- _SET TASK_: Write the data out again exactly, dropping any images it holds.

****

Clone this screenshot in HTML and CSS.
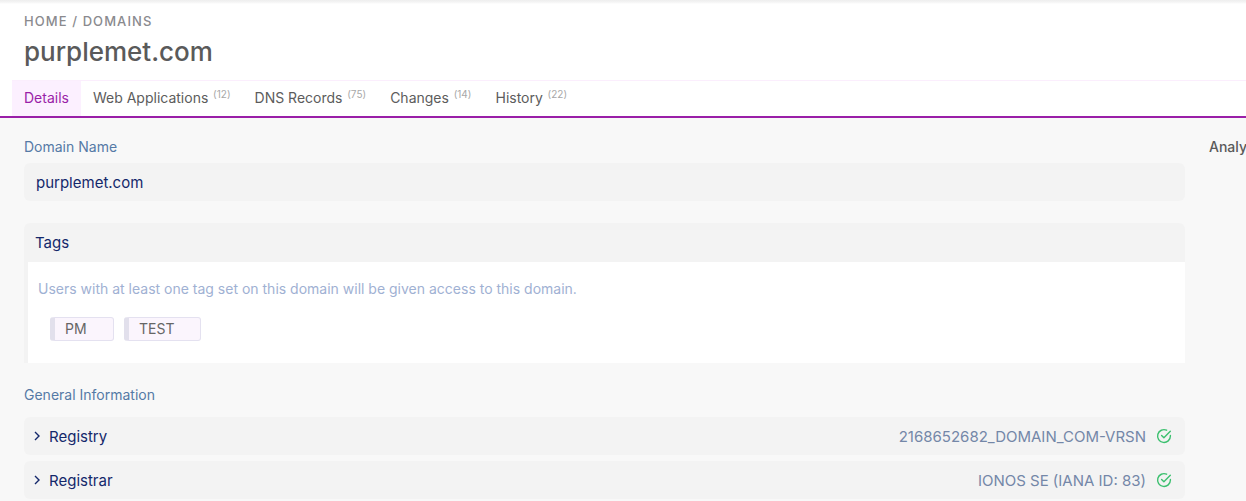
FILE: index.html
```html
<!DOCTYPE html>
<html lang="en">
<head>
<meta charset="utf-8">
<title>purplemet.com</title>
<link rel="stylesheet" href="styles.css">
</head>
<body>
<div class="page">
  <header class="head">
    <div class="crumb">Home / Domains</div>
    <h1 class="title">purplemet.com</h1>
  </header>
  <nav class="tabs">
    <a class="tab active">Details</a>
    <a class="tab">Web Applications <sup>(12)</sup></a>
    <a class="tab">DNS Records <sup>(75)</sup></a>
    <a class="tab">Changes <sup>(14)</sup></a>
    <a class="tab">History <sup>(22)</sup></a>
  </nav>
  <div class="content">
    <main class="main">
      <div class="label">Domain Name</div>
      <div class="input">purplemet.com</div>
      <section class="card">
        <div class="card-head">Tags</div>
        <div class="card-body">
          <p class="hint">Users with at least one tag set on this domain will be given access to this domain.</p>
          <div class="chips">
            <span class="chip chip-pm">PM</span>
            <span class="chip chip-test">TEST</span>
          </div>
        </div>
      </section>
      <div class="label label-general">General Information</div>
      <div class="row">
        <svg class="chev" viewBox="0 0 8 12" width="8" height="12"><path d="M2 2l4 4-4 4" fill="none" stroke="#14286b" stroke-width="1.4"/></svg>
        <span class="row-name">Registry</span>
        <span class="row-value">2168652682_DOMAIN_COM-VRSN</span>
        <svg class="ok" viewBox="0 0 16 16" width="16" height="16"><path d="M14.4 7.4v.6a6.4 6.4 0 1 1-3.8-5.8" fill="none" stroke="#3cc06f" stroke-width="1.4" stroke-linecap="round"/><path d="M5.6 7.4l2.3 2.3 6.4-6.4" fill="none" stroke="#3cc06f" stroke-width="1.4" stroke-linecap="round" stroke-linejoin="round"/></svg>
      </div>
      <div class="row">
        <svg class="chev" viewBox="0 0 8 12" width="8" height="12"><path d="M2 2l4 4-4 4" fill="none" stroke="#14286b" stroke-width="1.4"/></svg>
        <span class="row-name">Registrar</span>
        <span class="row-value">IONOS SE (IANA ID: 83)</span>
        <svg class="ok" viewBox="0 0 16 16" width="16" height="16"><path d="M14.4 7.4v.6a6.4 6.4 0 1 1-3.8-5.8" fill="none" stroke="#3cc06f" stroke-width="1.4" stroke-linecap="round"/><path d="M5.6 7.4l2.3 2.3 6.4-6.4" fill="none" stroke="#3cc06f" stroke-width="1.4" stroke-linecap="round" stroke-linejoin="round"/></svg>
      </div>
    </main>
    <aside class="side">Analytics</aside>
  </div>
</div>
</body>
</html>
```
FILE: styles.css
```css
* { box-sizing: border-box; }
html, body { margin: 0; height: 100%; overflow: hidden; }
body { font-family: Inter, sans-serif; background: #f8f8f8; color: #555; }
.page { width: 1246px; height: 501px; overflow: hidden; }
.head { background: linear-gradient(#eeeeee, #f4f4f4 2px, #ffffff 4px); height: 80px; padding: 14px 24px 0; }
.crumb { font-size: 13px; line-height: 15px; font-weight: 500; letter-spacing: 1.08px; text-transform: uppercase; color: #8a8a8e; }
.title { margin: 7px 0 0; font-size: 26px; line-height: 32px; font-weight: 500; color: #5a5a5a; }
.tabs { display: flex; background: #fff; height: 38px; padding-left: 12px; border-bottom: 2px solid #9a1fa8; position: relative; }
.tabs::before { content: ""; position: absolute; left: 12px; right: 0; top: 0; height: 1px; background: #fbeefd; }
.tab { display: block; padding: 0 12px; font-size: 14px; line-height: 36px; color: #5c5c5c; white-space: nowrap; }
.tab sup { font-size: 10px; line-height: 0; color: #a8a8a8; vertical-align: 5.5px; margin-left: 0.8px; }
.tab.active { background: #fcf0ff; color: #9a1fa8; }
.content { display: flex; padding: 0 0 0 24px; }
.main { width: 1161px; flex: none; padding-top: 21px; }
.side { flex: none; width: 100px; margin-left: 24px; padding-top: 20px; font-size: 14px; line-height: 17px; font-weight: 500; color: #5a5a5a; white-space: nowrap; }
.label { font-size: 14px; line-height: 16px; color: #557aa6; }
.input { margin-top: 8px; height: 38px; padding: 0 12px; background: #f3f3f3; border-radius: 6px; font-size: 15px; line-height: 39px; color: #14286b; }
.card { margin-top: 22px; height: 140px; background: #f3f3f3; border-radius: 6px 6px 0 0; padding-left: 4px; }
.card-head { height: 39px; margin-left: -4px; padding-left: 11px; font-size: 15px; line-height: 39px; color: #14286b; }
.card-body { height: 101px; background: #fff; padding: 19px 10px 0; }
.hint { margin: 0; font-size: 14px; line-height: 16px; color: #9fb1d3; }
.chips { display: flex; gap: 10px; margin: 20px 0 0 12px; }
.chip { display: block; height: 24px; padding-left: 10px; font-size: 14px; line-height: 22px; color: #666; background: #fbf5fd; border: 1px solid #e4e1f0; border-left: 5px solid #e2e0ec; border-radius: 3px; }
.chip-pm { width: 64px; }
.chip-test { width: 77px; }
.label-general { margin-top: 24px; }
.row { display: flex; align-items: center; height: 38px; margin-top: 6px; padding: 0 13px 0 9px; background: #f3f3f3; border-radius: 6px; font-size: 15px; }
.label-general + .row { margin-top: 14px; }
.chev { flex: none; }
.row-name { margin-left: 8px; color: #14286b; flex: 1; }
.row-value { color: #7487a8; }
.ok { flex: none; margin-left: 10px; }
```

****

- _RESPONSE TO THE TASK_:
Clone this screenshot in HTML and CSS.
FILE: index.html
```html
<!DOCTYPE html>
<html lang="en">
<head>
<meta charset="utf-8">
<title>purplemet.com</title>
<link rel="stylesheet" href="styles.css">
</head>
<body>
<div class="page">
  <header class="head">
    <div class="crumb">Home / Domains</div>
    <h1 class="title">purplemet.com</h1>
  </header>
  <nav class="tabs">
    <a class="tab active">Details</a>
    <a class="tab">Web Applications <sup>(12)</sup></a>
    <a class="tab">DNS Records <sup>(75)</sup></a>
    <a class="tab">Changes <sup>(14)</sup></a>
    <a class="tab">History <sup>(22)</sup></a>
  </nav>
  <div class="content">
    <main class="main">
      <div class="label">Domain Name</div>
      <div class="input">purplemet.com</div>
      <section class="card">
        <div class="card-head">Tags</div>
        <div class="card-body">
          <p class="hint">Users with at least one tag set on this domain will be given access to this domain.</p>
          <div class="chips">
            <span class="chip chip-pm">PM</span>
            <span class="chip chip-test">TEST</span>
          </div>
        </div>
      </section>
      <div class="label label-general">General Information</div>
      <div class="row">
        <svg class="chev" viewBox="0 0 8 12" width="8" height="12"><path d="M2 2l4 4-4 4" fill="none" stroke="#14286b" stroke-width="1.4"/></svg>
        <span class="row-name">Registry</span>
        <span class="row-value">2168652682_DOMAIN_COM-VRSN</span>
        <svg class="ok" viewBox="0 0 16 16" width="16" height="16"><path d="M14.4 7.4v.6a6.4 6.4 0 1 1-3.8-5.8" fill="none" stroke="#3cc06f" stroke-width="1.4" stroke-linecap="round"/><path d="M5.6 7.4l2.3 2.3 6.4-6.4" fill="none" stroke="#3cc06f" stroke-width="1.4" stroke-linecap="round" stroke-linejoin="round"/></svg>
      </div>
      <div class="row">
        <svg class="chev" viewBox="0 0 8 12" width="8" height="12"><path d="M2 2l4 4-4 4" fill="none" stroke="#14286b" stroke-width="1.4"/></svg>
        <span class="row-name">Registrar</span>
        <span class="row-value">IONOS SE (IANA ID: 83)</span>
        <svg class="ok" viewBox="0 0 16 16" width="16" height="16"><path d="M14.4 7.4v.6a6.4 6.4 0 1 1-3.8-5.8" fill="none" stroke="#3cc06f" stroke-width="1.4" stroke-linecap="round"/><path d="M5.6 7.4l2.3 2.3 6.4-6.4" fill="none" stroke="#3cc06f" stroke-width="1.4" stroke-linecap="round" stroke-linejoin="round"/></svg>
      </div>
    </main>
    <aside class="side">Analytics</aside>
  </div>
</div>
</body>
</html>
```
FILE: styles.css
```css
* { box-sizing: border-box; }
html, body { margin: 0; height: 100%; overflow: hidden; }
body { font-family: Inter, sans-serif; background: #f8f8f8; color: #555; }
.page { width: 1246px; height: 501px; overflow: hidden; }
.head { background: linear-gradient(#eeeeee, #f4f4f4 2px, #ffffff 4px); height: 80px; padding: 14px 24px 0; }
.crumb { font-size: 13px; line-height: 15px; font-weight: 500; letter-spacing: 1.08px; text-transform: uppercase; color: #8a8a8e; }
.title { margin: 7px 0 0; font-size: 26px; line-height: 32px; font-weight: 500; color: #5a5a5a; }
.tabs { display: flex; background: #fff; height: 38px; padding-left: 12px; border-bottom: 2px solid #9a1fa8; position: relative; }
.tabs::before { content: ""; position: absolute; left: 12px; right: 0; top: 0; height: 1px; background: #fbeefd; }
.tab { display: block; padding: 0 12px; font-size: 14px; line-height: 36px; color: #5c5c5c; white-space: nowrap; }
.tab sup { font-size: 10px; line-height: 0; color: #a8a8a8; vertical-align: 5.5px; margin-left: 0.8px; }
.tab.active { background: #fcf0ff; color: #9a1fa8; }
.content { display: flex; padding: 0 0 0 24px; }
.main { width: 1161px; flex: none; padding-top: 21px; }
.side { flex: none; width: 100px; margin-left: 24px; padding-top: 20px; font-size: 14px; line-height: 17px; font-weight: 500; color: #5a5a5a; white-space: nowrap; }
.label { font-size: 14px; line-height: 16px; color: #557aa6; }
.input { margin-top: 8px; height: 38px; padding: 0 12px; background: #f3f3f3; border-radius: 6px; font-size: 15px; line-height: 39px; color: #14286b; }
.card { margin-top: 22px; height: 140px; background: #f3f3f3; border-radius: 6px 6px 0 0; padding-left: 4px; }
.card-head { height: 39px; margin-left: -4px; padding-left: 11px; font-size: 15px; line-height: 39px; color: #14286b; }
.card-body { height: 101px; background: #fff; padding: 19px 10px 0; }
.hint { margin: 0; font-size: 14px; line-height: 16px; color: #9fb1d3; }
.chips { display: flex; gap: 10px; margin: 20px 0 0 12px; }
.chip { display: block; height: 24px; padding-left: 10px; font-size: 14px; line-height: 22px; color: #666; background: #fbf5fd; border: 1px solid #e4e1f0; border-left: 5px solid #e2e0ec; border-radius: 3px; }
.chip-pm { width: 64px; }
.chip-test { width: 77px; }
.label-general { margin-top: 24px; }
.row { display: flex; align-items: center; height: 38px; margin-top: 6px; padding: 0 13px 0 9px; background: #f3f3f3; border-radius: 6px; font-size: 15px; }
.label-general + .row { margin-top: 14px; }
.chev { flex: none; }
.row-name { margin-left: 8px; color: #14286b; flex: 1; }
.row-value { color: #7487a8; }
.ok { flex: none; margin-left: 10px; }
```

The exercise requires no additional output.